Investing towards your children's education fund - Part 2
Property investments for your children’s education fund
You can save towards purchasing property as an education fund for your children in the future. Here are some tips.
1. Monthly saving, which is supposed to be saved for the education fund, can be used for loan repayment.
2. Select a well-located property for capital appreciation and rental income:
i. Rental income can be used for housing loan repayment while you continue your regular savings to build up a bigger pool for your children’s education.
The additional savings can be invested into other investment opportunities to grow your children’s education fund. You can create a diversified portfolio of investments to spread the investment risks.
ii. When there is a need to pay for children’s education in the future, 18 to 20 years’ time, the rental income can be used to pay for your children’s expenses when they are in college or university.
iii. When there is capital appreciation, the property can be sold for a lump sum (after housing loan settlement) to pay for your children’s tuition fees and monthly allowances.
Be creative when you invest in properties:
1. Buy one property for each child. It can be an apartment, house, shoplot or office – provided that it gives good returns.

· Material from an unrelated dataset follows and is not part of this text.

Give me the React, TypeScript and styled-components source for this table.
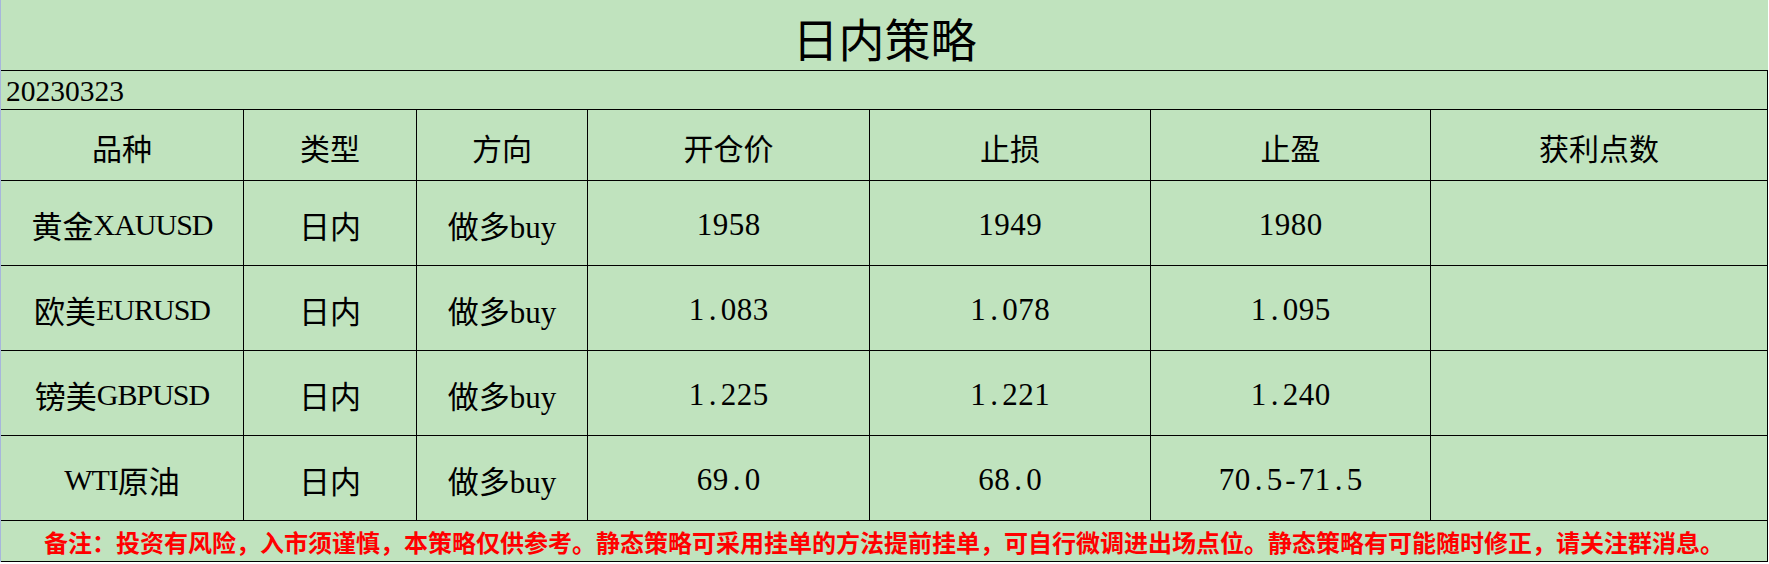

2. Invest in a shoplot where you can rent out different floors or buy blocks of apartments or commercial offices for different sources of income.
3. Properties that are not sold for payment of education fees can be reserved for your retirement. It can even be given to your children as their wedding gift so that they can stay near you at your old age.
Financial education at home: Team work between you and your children
The ‘real value’ of investment is actually your children. They are your ‘lifetime investment’. The greatest return is when they value you as their parent more than money can pay for their education.
It is a team effort for the family – communicate with your children when you review the investments for their education fund. This way, your children are aware of your challenges and commitment towards having enough to pay for their education. At the same time, you are teaching them about the importance of financial planning at an early age.
Providing continuous career guidance and assessments when your children are growing up is important to ensure that you have invested your hard-earned savings in the right education. It is better to assess which career the child likes. Why pay for an education that they are not interested in? Make the right choice.
If the amount saved is not enough when it is time to pay for their education fees, there is a need to look for other degrees within your affordability limits. Your child has to keep in mind both the lump sum (tuition) fees and the monthly allowance required during college or university so that they can work with you to manage the limited savings for their education needs.
Financial stresses can affect your child’s studies. Your child needs to understand and live within these limits. If the issues are communicated clearly and approached as a family unit, a matured child will strive to study harder and find solutions for any financial difficulties. Scholarships, and/or a part-time job can help to relieve the financial burden.
Other important aspects of parenting:
a. Family lifestyle and values
The kind of lifestyle that parents expose their children to at a young age can impact how they behave in college/university. Parents have to think of the lifestyle that they have given to the children because it will directly affect how they spend their money.
Parents need to differentiate the savings for child’s education and lifestyle – like getting them a brand new car or secondhand car. The child needs to understand the priority of going to college/university is to get a degree and not enjoy a lavish lifestyle. They should take the public transport/share transport with college mates if they have to.
b. Teach your children about financial education – it’s free
Constant financial education and communication with your children about how to manage money at home is important. You and your spouse should advocate a frugal lifestyle – spend wisely, save smartly and quickly pay off any debts.
Soon, your child will understand that:
i. What is not used up for their education fund can be used to buy their first house or car. Money not spent comes in handy when they start their career and for your retirement.
ii. If there is insufficient money, they will know how to manage the limited resources and find ways to fund their education such working part-time to pay for their own living expenses or tuition fees. It is about knowing how to appreciate the initial financial support to embark on an education path.
iii. If there is a need to take a loan for their education fees, the child knows he/she is responsible to repay the debts.
In summary, even if you feel that it is the parent’s responsibility and obligation to give your children an education, it is just as fulfilling when you educate and teach your children important family values and good money management skills. These are important life lessons and skills that are not taught in our education system. So, teach financial education at home to prepare your children for today’s materialistic world.